There are few details on the scope of coverage and the stated timeline is very ambitious, particularly given the need for provincial buy-in and the lack of consultation to date. By contrast, the national Pharmacare approach was developed after an extensive set of consultations with industry stakeholders.


Before implementing this program, we call on the federal government to consult widely on it – and especially to consult employers and insurers, who have provided Canadians with the dental coverage that has served them well to date.


A sustainable transition


Climate change is one of this government’s core issues, and a big focus of this budget was the transition of Canada’s economy away from fossil fuels. Budget 2022 included an announcement that the Sustainable Finance Action Council will develop and report on strategies for aligning private sector capital with the transition to net-zero. It also committed the government to mandating that federally regulated pension plans disclose environmental, social and governance (ESG) considerations, including climate-related risks.
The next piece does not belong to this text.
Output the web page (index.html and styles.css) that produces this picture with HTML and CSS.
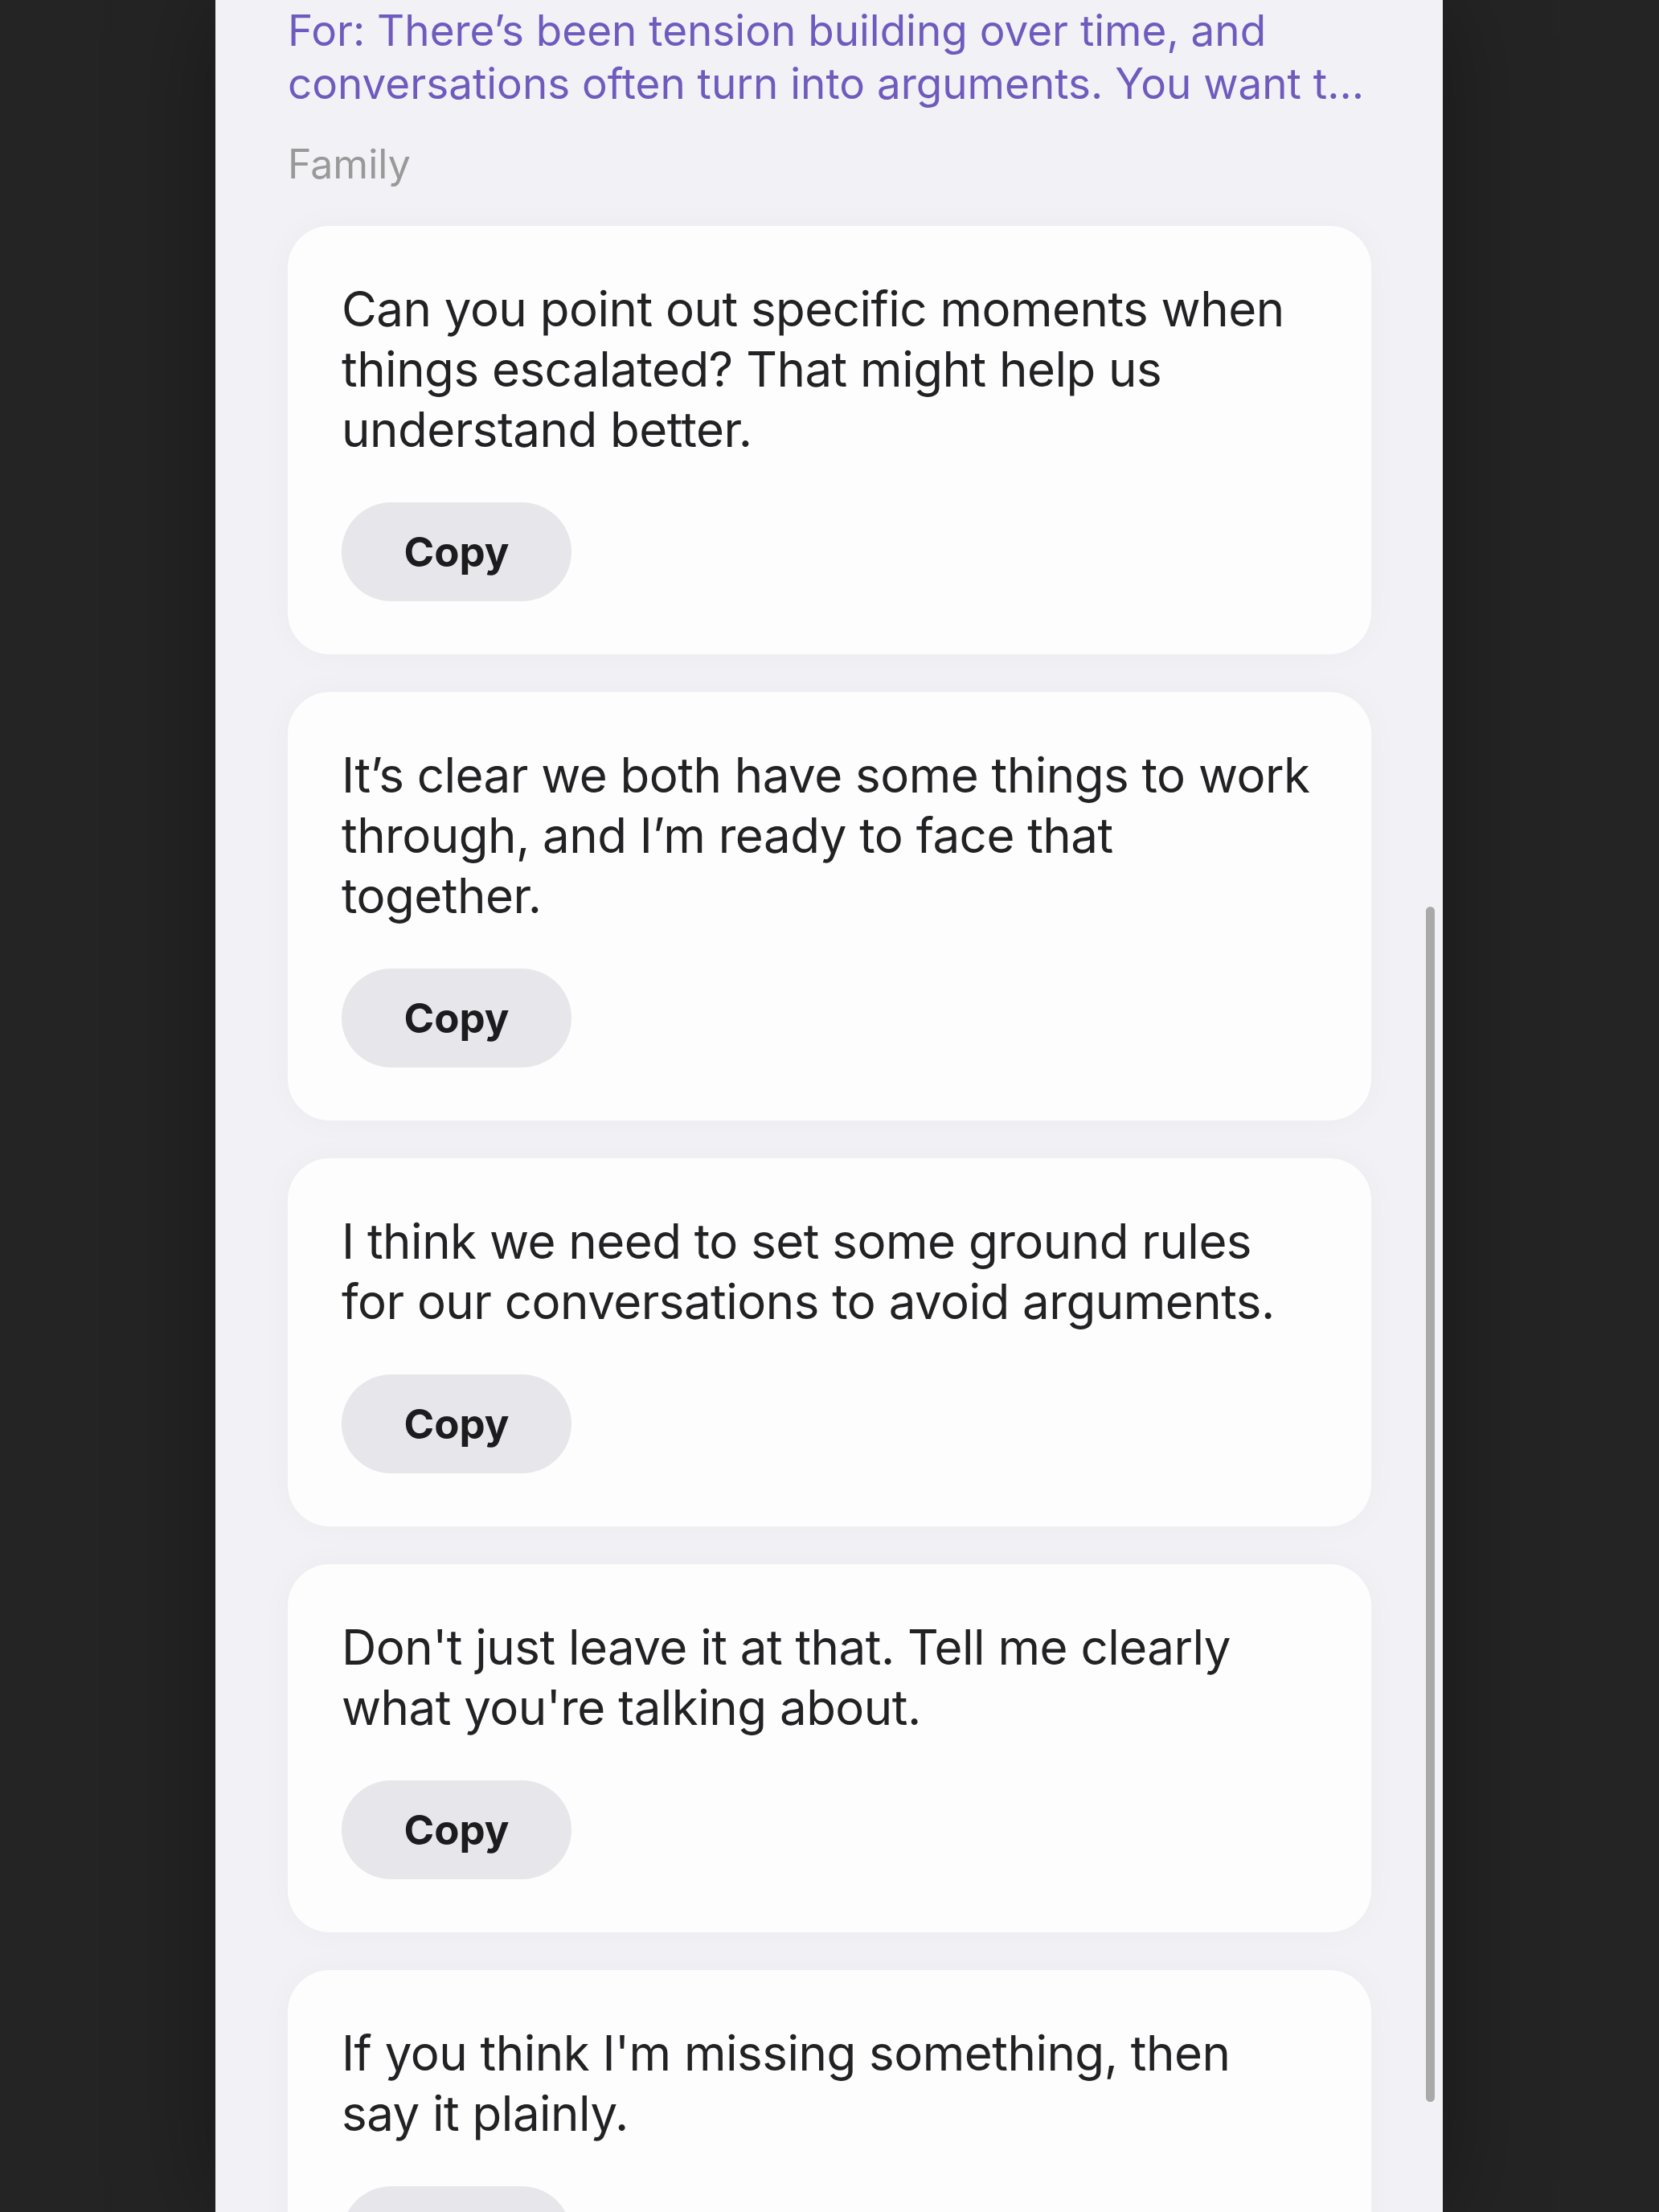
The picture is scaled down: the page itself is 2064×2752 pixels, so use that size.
FILE: index.html
```html
<!DOCTYPE html>
<html>
	<head>
		<meta charset="utf-8">
		<title>Replies</title>
		<link rel="stylesheet" href="styles.css">
	</head>
	<body>
		<div class="sheet">
			<p class="prompt">For: There’s been tension building over time, and conversations often turn into arguments. You want t…</p>
			<p class="tag">Family</p>

			<div class="card">
				<p class="reply">Can you point out specific moments when things escalated? That might help us understand better.</p>
				<button class="copy" type="button">Copy</button>
			</div>

			<div class="card">
				<p class="reply">It’s clear we both have some things to work through, and I’m ready to face that together.</p>
				<button class="copy" type="button">Copy</button>
			</div>

			<div class="card">
				<p class="reply">I think we need to set some ground rules for our conversations to avoid arguments.</p>
				<button class="copy" type="button">Copy</button>
			</div>

			<div class="card">
				<p class="reply">Don't just leave it at that. Tell me clearly what you're talking about.</p>
				<button class="copy" type="button">Copy</button>
			</div>

			<div class="card">
				<p class="reply">If you think I'm missing something, then say it plainly.</p>
				<button class="copy" type="button">Copy</button>
			</div>

			<div class="scrollbar"></div>
		</div>
	</body>
</html>
```

FILE: styles.css
```css
body {
	margin: 0;
	height: 2752px;
	overflow: hidden;
	background-color: #242424;
	font-family: Inter, "Noto Sans", sans-serif;
}

.sheet {
	position: relative;
	box-sizing: border-box;
	width: 1527px;
	height: 2752px;
	margin-left: 268px;
	padding: 5px 80px 0 90px;
	background-color: #f2f1f6;
	box-shadow: 0 0 120px rgba(0, 0, 0, 0.35);
	overflow: hidden;
}

.prompt {
	margin: 0;
	font-size: 53px;
	line-height: 66px;
	color: #6f5bbd;
}

.tag {
	margin: 34px 0 44px;
	font-size: 50px;
	line-height: 66px;
	color: #999999;
}

.card {
	width: 1348px;
	box-sizing: border-box;
	margin-bottom: 47px;
	padding: 66px 67px;
	border-radius: 52px;
	background-color: #fdfdfd;
	box-shadow: 0 0 40px rgba(0, 0, 0, 0.03);
}

.reply {
	margin: 0 0 53px;
	font-size: 60px;
	letter-spacing: -0.5px;
	line-height: 75px;
	color: #222224;
}

.copy {
	display: block;
	width: 286px;
	height: 123px;
	border: none;
	border-radius: 62px;
	background-color: #e6e6eb;
	font-family: Inter, "Noto Sans", sans-serif;
	font-size: 51px;
	font-weight: 700;
	color: #1c1c1e;
}

.scrollbar {
	position: absolute;
	top: 1128px;
	left: 1506px;
	width: 11px;
	height: 1487px;
	border-radius: 6px;
	background-color: #a9a9a9;
}
```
While many more details remain to be finalized, the direction of the government is clear: it intends to transform the Canadian economy. As we wrote in our whitepaper Shifting to Green, for any investor with a long-term view, this presents risks – but also opportunities. The time is now to understand your exposure to climate-related risks – and plan your own transition for a net-zero future.


In addition to these climate-related measures, the government announced further measures of interest to pension plan sponsors. They announced their intention to amend the Pension Benefits Standards Act and the Pooled Registered Pension Plans Act to buttress the sustainability and long-term security of federally-regulated pensions through improved governance and new frameworks for solvency reserve accounts and variable payment life annuities (VPLAs).


Mercer has called for action on defined benefit (DB) pension plan sustainability and broadening access to VPLAs for many years. We are therefore supportive of the government’s moves in that direction and look forward to seeing more detail on these initiatives.


This budget also looks to provide more borrowing flexibility to administrators of DB plans.


Flexibility in and out of work


The Minister made reference to Janet Yellen’s ‘modern supply side economics’ – an economic view that looks to drive economic growth through increasing supply to end shortages and meet soaring demand.



Employers who have tried to hire in the Canadian job market will understand what talent shortages look like. They are unable to find the talent that they need – and their ability to deliver goods and services to Canadians and contribute to economic growth is hindered.


The government is looking to address this talent shortage through an increase to immigration targets – aiming for 451,000 permanent residents in 2022, compared to 405,000 in 2021 – as well as looking to reduce delays in the processing of immigration applications.


They are also looking to help Canadians improve their skills, through doubling the Canada Student Grant to bolster access to post-secondary education.


But most interestingly, they are aiming to remove barriers to labour force participation – particularly among women. This is a welcome development that will help employers with their Diversity, Equity and Inclusion (DEI) initiatives which have been shown to increase organizations’ bottom lines.


The Liberals’ childcare plan and supports for families have been much remarked upon. The budget reiterates earlier commitments with respect to EI sickness benefit changes in 2022 (to 26 weeks from current 15) as well as for federally-regulated industries, paid sick days and additional time off for women who have suffered a miscarriage. Additional moves in this budget include allowing some fertility-related expenses, such as surrogacy or fertility clinic fees, to qualify for the Medical Expense Tax Credit.


It has long been our view that employers must grant their workers the flexibility they need to balance work priorities with personal events. We are glad to see the government lead on this issue – it is now for employers to follow suit.